The Conagra lawsuit settlement was reached following five years of litigation — commenced in October 2015 — with a proposed class action lawsuit filed by plaintiff Moises N. against the food manufacturer. The case was later consolidated with four other wage and hour suits.
In addition to Conagra, defendants named in the lawsuit included TreeHouse Private Brands, Inc., and ConAgra Foods Packaged Foods, LLC.
Seven classes were certified in March 2019, comprising workers who were employed at Conagra facilities throughout California, including in Azusa, Colton, Fresno, Helm, Lodi, Oakdale, and Visalia. The seven classes are represented by 13 class representatives with different job descriptions such as “forklift driver,” “sanitation lead technician,” “food packaging worker,” “tomato sorter” and “production line worker.”
On Nov. 16, counsel, on behalf of the class, filed a request for preliminary approval of the Conagra lawsuit settlement in the U.S. District Court for the Central District of California stating that the proposed settlement was fair and had been reached “after extensive fact and expert discovery and arms’-length, non-collusive bargaining between counsel, including three mediations,” to resolve the allegations, according to the motion. Settlement discussions took place over nearly two-and-a-half years.
In a third amended complaint filed in October 2017, Conagra workers raised allegations that the company failed to provide overtime and minimum wage, wages due at termination, accurate itemized wage statements, as well as an alleged failure to reimburse business expenses related to personal cellphone use for work purposes.
The workers also accused Conagra of cutting short their meal and rest breaks due to donning and doffing time and said that the company didn’t maintain the required records. In addition, class members contended that workers were not provided with reporting pay, stating that they were required to show up for scheduled shifts and were sometimes sent home without warning or compensation.
As stated in the motion, the discovery was significant, and “defendants produced tens of thousands of pages of documents, including all relevant wage and hour policy documents, employee handbooks, collective bargaining agreements, work schedules, and Class Members’ timekeeping and payroll records.”
Depositions were conducted for each of the 13 class representatives, witnesses for Conagra, and three expert witnesses retained by the plaintiffs. The experts valued class members’ damages based on an analysis of time and payroll records.
In addition to requesting that the court approve the monetary settlement, the motion for the proposed Conagra lawsuit settlement also requests the court approve the form and distribution method for providing notice of the settlement to the class members.
According to the motion, the class will receive notice by mail to their last known addresses in both English and Spanish. Notices would also appear in both English and Spanish language newspapers in Stanislaus and San Joaquin counties. Although the information isn’t available for class members who worked at the Oakdale facility, the motion states that an internet notice will meet the form and method requirements to notify the class.

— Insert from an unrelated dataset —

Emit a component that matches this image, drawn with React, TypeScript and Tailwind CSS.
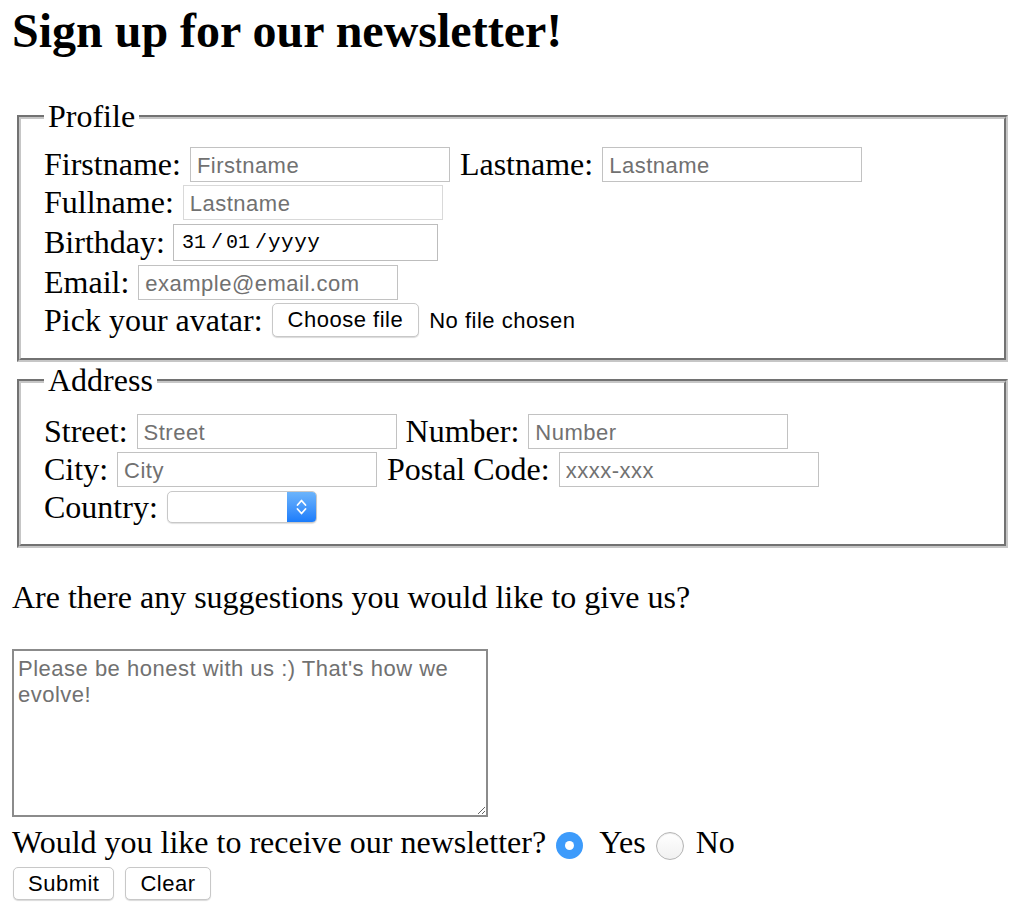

Conagra Lawsuit Settlement Details
Under the terms of the proposed Conagra lawsuit settlement, each class representative would receive an incentive award of up to $10,000 or $5,000.
The settlement also would allocate $6,000,000 in attorneys’ fees, $700,000 in reimbursement costs, $75,000 in administrative costs, and $360,000 in Private Attorney General Act (PAGA) penalties— the California code that allows employees to file suit for an employer’s labor law violations.
Each class member will receive an average of $1,180.53 from the settlement.
The motion asserts that the total settlement amount of $18 million represents 38% of the maximum potential damages.
In the motion, class members noted that several circumstances warrant court approval of the proposed settlement, including the expense and time that would be incurred by further litigation. The plaintiffs contended that although they were confident in the merits of their claims, the fact that Conagra no longer operates six of the seven facilities relevant to the case could result in expensive litigation and an uncertain outcome.
“The fact that the Settlement will eliminate delay and further expense strongly weighs in favor of approval,” the motion states, further asserting that “This is a substantial recovery which takes into consideration the significant risks of proceeding with the litigation.”
The Conagra Lawsuit Settlement is Case No.2:16-cv-00631, in the United States District Court for the Central District of California.